Je dus me rendre compte que, faute de s’être longtemps promenés comme moi en esprit autour de l’exèdre d’Hérode Atticus et du tombeau de Pelops, mes auditeurs plaçaient les Jeux Olympiques dans leur musée mental au même niveau que les mystères d’Eleusis ou l’oracle de Delphes; choses mortes qui ne peuvent revivre qu’à l’Opéra.

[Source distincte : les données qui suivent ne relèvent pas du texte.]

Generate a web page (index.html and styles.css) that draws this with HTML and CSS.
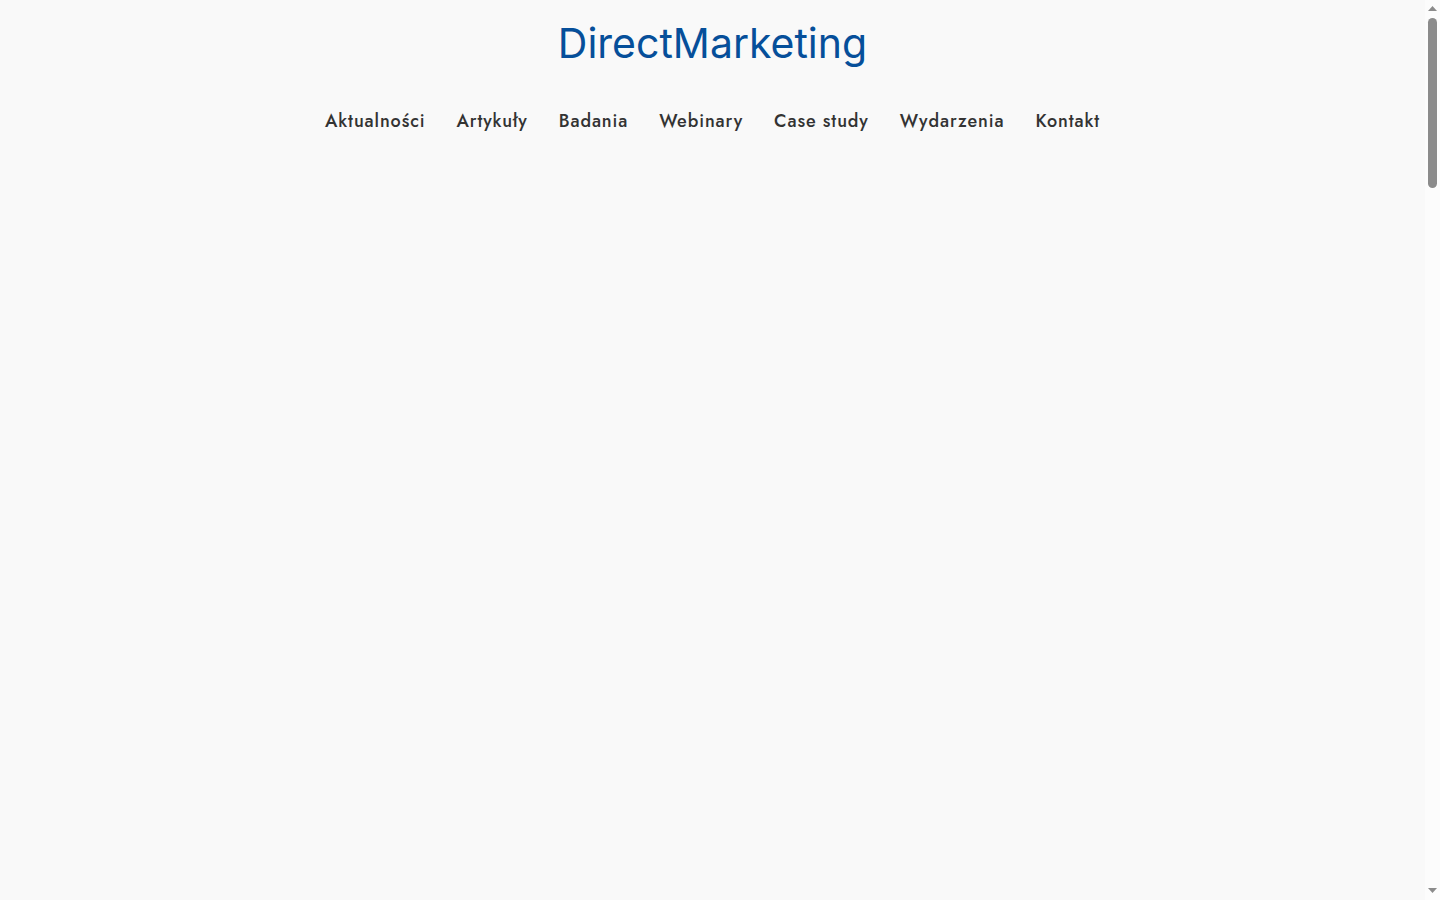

Cette découverte me rendit prudent. Impossible de présenter le plan à l’opinion tout de go car, au lieu de se regimber, elle se contenterait d’en sourire. […]

Extrait pages 89-90

Extrait n° 2 : finalement, Athènes, 1896

[…] Toutes les séances eurent lieu à la Sorbonne et furent suivies avec une grande assiduité. M. Gréard y parut fréquemment. Les délibérations furent approfondies et calmes. L’unanimité se rencontra pour décider du rétablissement des Jeux Olympiques et de la constitution du Comité International. Ainsi qu’il appert d’un article que j’avais publié dans la Revue de Paris à la veille de l’ouverture du Congrès, c’était pour 1900 qu’avec le vingtième siècle était prévue l’ouverture des modernes olympiades. Ces six années avaient paru nécessaires à la préparation d’une si grande entreprise. Au cours du Congrès l’impression se modifia : six ans, c’était bien long. Pourquoi pas — puisque Paris s’imposait en 1900 — pourquoi pas une autre ville en 1896 ? Mais alors il fallait Athènes. Après m’être enquis auprès de M. Bikelas des ressources que présentait la capitale grecque, nous résolûmes, lui et moi, de la proposer comme site initial. Je retrouve ce petit billet du délégué Hellène, daté du 19 juin : « Je ne vous ai pas vu après notre séance pour vous dire combien j’ai été touché de votre proposition de commencer par Athènes. Je regrette de ne pas avoir pu au moment l’appuyer d’une manière plus chaleureuse ». Ainsi le sort en était jeté. Nous avions deux ans devant nous pour remuer l’Hellade et lui faire accepter et réaliser un projet auquel elle ne se trouvait préparée ni en action — ni même en pensée. […]

Extrait page 98

Pierre de Coubertin  Les Batailles de l’éducation physique. Une campagne de vingt-et-un ans (1887-1908), Paris, 1909, Librairie de l' »Education physique », extraits du chapitre X Le congrès de la Sorbonne.